RİSK OLMADAN BAŞARI OLMAZ
Risk olmazsa başarı olmaz. Riski fırsata dönüştürdüğümüzü düşünüyorum. Benim hayat felsefem bu. Her yatırımın değişen dengelerle karşılaşması kaçınılmaz. Mühim olan süreci nasıl yönettiğiniz ve ne kadar kurumsal olduğunuz. Bunun için profesyonel bir ekiple çalışıyoruz.
Dünyanın gidişatına baktığınızda ekosistemin kendini yenilerken türlerin evrildiğine, yok olduğuna şahit oluyorsunuz. Bu aslında insanın neden olduğu bir durum. Evet uyarıyorum dikkat etmezsek Hamsi ve bugün soframızı süsleyen pek çok balık yok olacak. Kişisel olarak sorumluluk almak farkındalık ile başlıyor. Mevsiminde tüketim, araştırmak ve duyarlılık çok önemli.
Evlerde balık kokusu ile ilgili yerleşmiş bir algı var. Oysa doğru pişirme tekniği, ürünün tazeleği, doğru havalandırma ile çözülmeyecek bir şey değil. Her yemeğin kendine dair püf noktaları var elbette ama temel olan ön yargıyı kırmak diyebilirim. Aynı şekilde et pişirmede de koku söz konusu olabiliyor. Olaya ne açıdan yaklaştığınız çok önemli. Bu konuda birkaç önerim olacak, öncelikle balığınızı iyi seçin, ürün çok önemli. Taze ve zamanında tükettiğiniz her ürün sadece pişirme değil fayda anlamında da kıymetli. Balığı iyi ayıklamak gerek. İyi temizlenmiş ve ayıklanmış olmalı. Pişirme sırasında kullanılacak kapak ile kokunun dağılmasını önleyebilirsiniz.
LOKMA USKUMRU BALIĞI
- Uskumru balığı 1 adet (Yaklaşık 500 gr)
- Lokma
- Un 140 gr
- Su 150 gr
- Kuru aktif maya 12 gr Süt 45 ml
- Yumurta 1 adet
- Şeker 5 gr
- Soya sosu 10 gr
- Satsuma 1 adet
- Limon 1/4 adet
- Sarımsak 1 diş
- Çam balı 10 gr
- Taşbaskı zeytinyağı 80 ml
- Garnitür
- Fençel püskülü (İnce doğranmış)
Uskumru balığının içini temizleyin, ince bir fırça yardımıyla kan pıhtılarından arındırın.
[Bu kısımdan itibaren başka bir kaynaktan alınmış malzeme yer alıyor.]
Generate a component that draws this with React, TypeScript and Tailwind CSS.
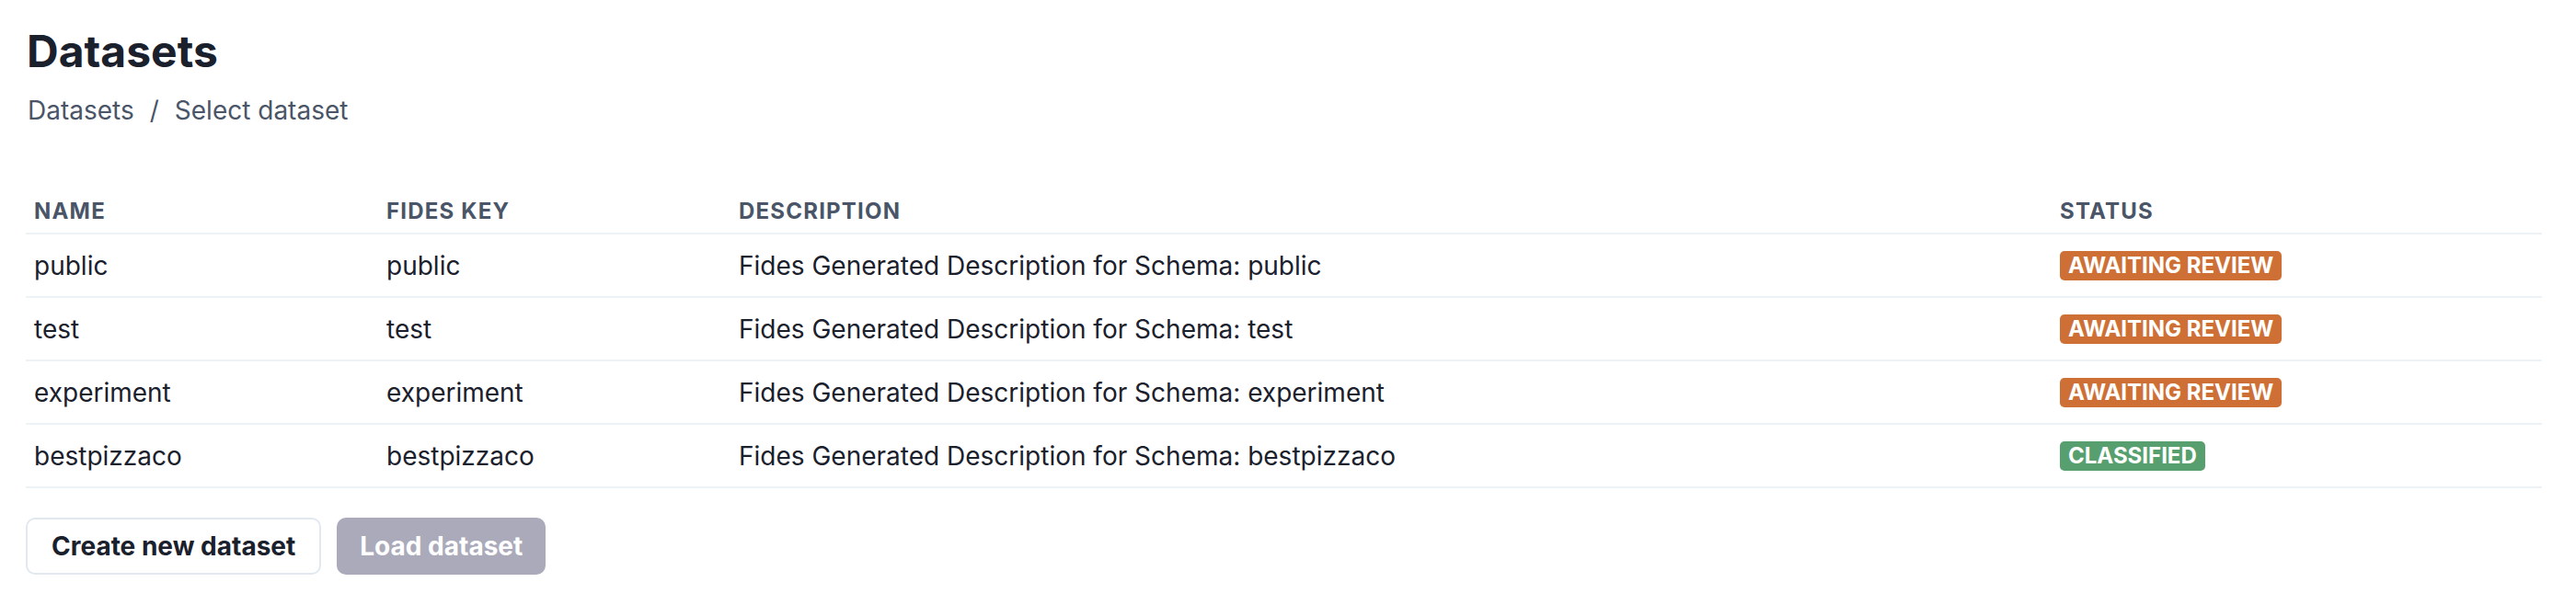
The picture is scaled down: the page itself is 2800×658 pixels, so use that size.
import React from "react";

// ── Datasets page ────────────────────────────────────────────────────────────

type Row = {
  name: string;
  fidesKey: string;
  description: string;
  status: "AWAITING REVIEW" | "CLASSIFIED";
};

const ROWS: Row[] = [
  { name: "public", fidesKey: "public", description: "Fides Generated Description for Schema: public", status: "AWAITING REVIEW" },
  { name: "test", fidesKey: "test", description: "Fides Generated Description for Schema: test", status: "AWAITING REVIEW" },
  { name: "experiment", fidesKey: "experiment", description: "Fides Generated Description for Schema: experiment", status: "AWAITING REVIEW" },
  { name: "bestpizzaco", fidesKey: "bestpizzaco", description: "Fides Generated Description for Schema: bestpizzaco", status: "CLASSIFIED" },
];

const COLS = "grid grid-cols-[383px_383px_1436px_1fr]";

function StatusBadge({ status }: { status: Row["status"] }) {
  const color = status === "CLASSIFIED" ? "bg-[#579f6e]" : "bg-[#ce7036]";
  return (
    <span className={`${color} inline-flex items-center h-[32px] px-[9px] rounded-[5px] text-white text-[24px] font-bold leading-none`}>
      {status}
    </span>
  );
}

export default function App() {
  return (
    <div className="min-h-screen bg-white pl-[28px] pr-[37px] pt-[27px] font-['Inter',sans-serif]">
      {/* Header */}
      <h1 className="text-[48px] leading-[58px] font-bold text-[#1a202c] pl-[1px]">Datasets</h1>
      <div className="mt-[16px] flex items-center text-[28px] leading-[38px] text-[#4a5568] pl-[2px]">
        <span>Datasets</span>
        <span className="mx-[17px]">/</span>
        <span>Select dataset</span>
      </div>

      {/* Table */}
      <div className="mt-[67px]">
        <div className={`${COLS} border-b-2 border-[#edf2f7] pt-[6px] pb-[5px]`}>
          {["NAME", "FIDES KEY", "DESCRIPTION", "STATUS"].map((h) => (
            <div key={h} className="pl-[9px] text-[24px] leading-[36px] font-bold tracking-wider text-[#4a5568]">
              {h}
            </div>
          ))}
        </div>
        {ROWS.map((r) => (
          <div key={r.name} className={`${COLS} h-[69px] border-b-2 border-[#edf2f7] items-center text-[28px] text-[#1a202c]`}>
            <div className="pl-[9px]">{r.name}</div>
            <div className="pl-[9px]">{r.fidesKey}</div>
            <div className="pl-[9px]">{r.description}</div>
            <div className="pl-[9px] flex">
              <StatusBadge status={r.status} />
            </div>
          </div>
        ))}
      </div>

      {/* Actions */}
      <div className="mt-[32px] flex gap-[17px]">
        <button className="h-[62px] px-[26px] rounded-[10px] border-2 border-[#e2e8f0] bg-white text-[28px] font-bold text-[#1a202c]">
          Create new dataset
        </button>
        <button className="h-[62px] px-[25px] rounded-[10px] bg-[#aaaabb] text-[28px] font-bold text-white">
          Load dataset
        </button>
      </div>
    </div>
  );
}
Fırın tepsisine fırçayla zeytinyağını sürün ve temizlenen balığı yerleştirin.
Önceden ısıtılmış 100 derece buhar ayarında olan fırında 12 dakika pişirin. Süre sonunda soğumaya bırakın. Soğuyan uskumru balığının derisini alın, kılçıklarını ayıklayın ve filetosunu çıkartın.
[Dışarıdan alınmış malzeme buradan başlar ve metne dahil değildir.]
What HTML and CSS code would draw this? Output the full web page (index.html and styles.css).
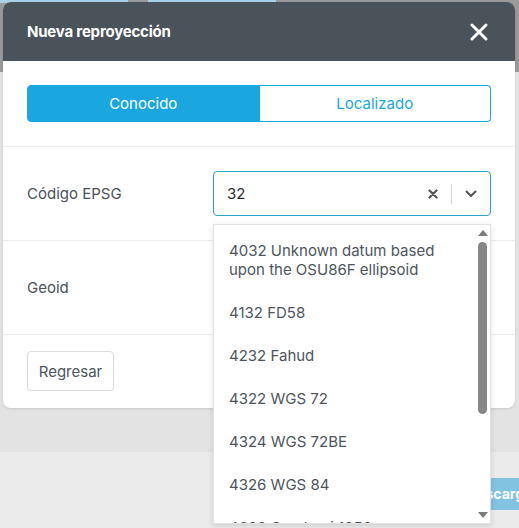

Süt, su, toz şeker, yumurta ve kuru mayayı karıştırın. İçerisine unu ekleyip orta akışkan bir lokma hamuru elde edin. Tencerede su kaynatın. Tencerenin üzerine hazırlanan lokma hamurunu, suya değmeyecek şekilde kabıyla yerleştirin. Streç filmle üzerini kapatıp 15 dakika mayalandırın.
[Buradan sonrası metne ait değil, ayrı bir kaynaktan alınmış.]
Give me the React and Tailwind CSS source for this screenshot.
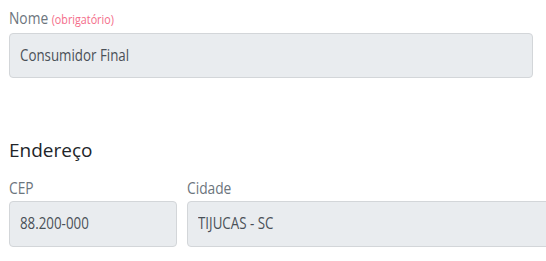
function Label({ children }) {
  return (
    <label className="mb-[1px] block whitespace-nowrap text-[16px] leading-[24px] text-[#6c757d]">
      <span className="inline-block origin-left scale-x-[0.86] align-top pt-[1px]">{children}</span>
    </label>
  );
}

function Field({ value, className = "" }) {
  return (
    <div
      className={`flex h-[45px] items-center whitespace-nowrap rounded-[4px] border border-[#d3d6d9] bg-[#e9ecef] px-[10px] text-[15.5px] text-[#495057] ${className}`}
    >
      <span className="inline-block origin-left scale-x-[0.86]">{value}</span>
    </div>
  );
}

export default function App() {
  return (
    <div
      className="min-h-screen bg-white pl-[9px] pr-[13px]"
      style={{ fontFamily: '"Open Sans", sans-serif' }}
    >
      <div className="pt-[5px]">
        <Label>
          Nome <span className="text-[12.5px] text-[#f46d8a]">(obrigatório)</span>
        </Label>
        <Field value="Consumidor Final" />
      </div>

      <h2 className="mt-[58px] text-[19px] leading-[28px] text-[#212529]">Endereço</h2>

      <div className="mr-[-40px] mt-[11px] flex gap-[10px]">
        <div className="w-[168px] shrink-0">
          <Label>CEP</Label>
          <Field value="88.200-000" className="h-[46px]" />
        </div>
        <div className="flex-1">
          <Label>Cidade</Label>
          <Field value="TIJUCAS - SC" className="h-[46px]" />
        </div>
      </div>
    </div>
  );
}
Mayalanan hamuru sıkma torbasına doldurun ve torbanın ucunu kesin. Akan hamuru makas yardımıyla bezelye büyüklüğünde kesip kızgın yağda kızartın.
Kızaran lokmaları yağını çekmesi için peçete üzerine alıp üzerine tuz serpin.
Zeytinyağı, kabuğu soyulmuş satsuma ve limon, sarımsak, çam balı, soya sosunu blenderde pürüzsüz hale gelinceye kadar çekerek sos elde edin.
Hazırlanan sosu çukur bir tabağın içerisine dökün. Filetoyu sosun içine yerleştirin. Üzerine fençel püskülünü serpin ve tuzlu lokmaları dizerek servis edin.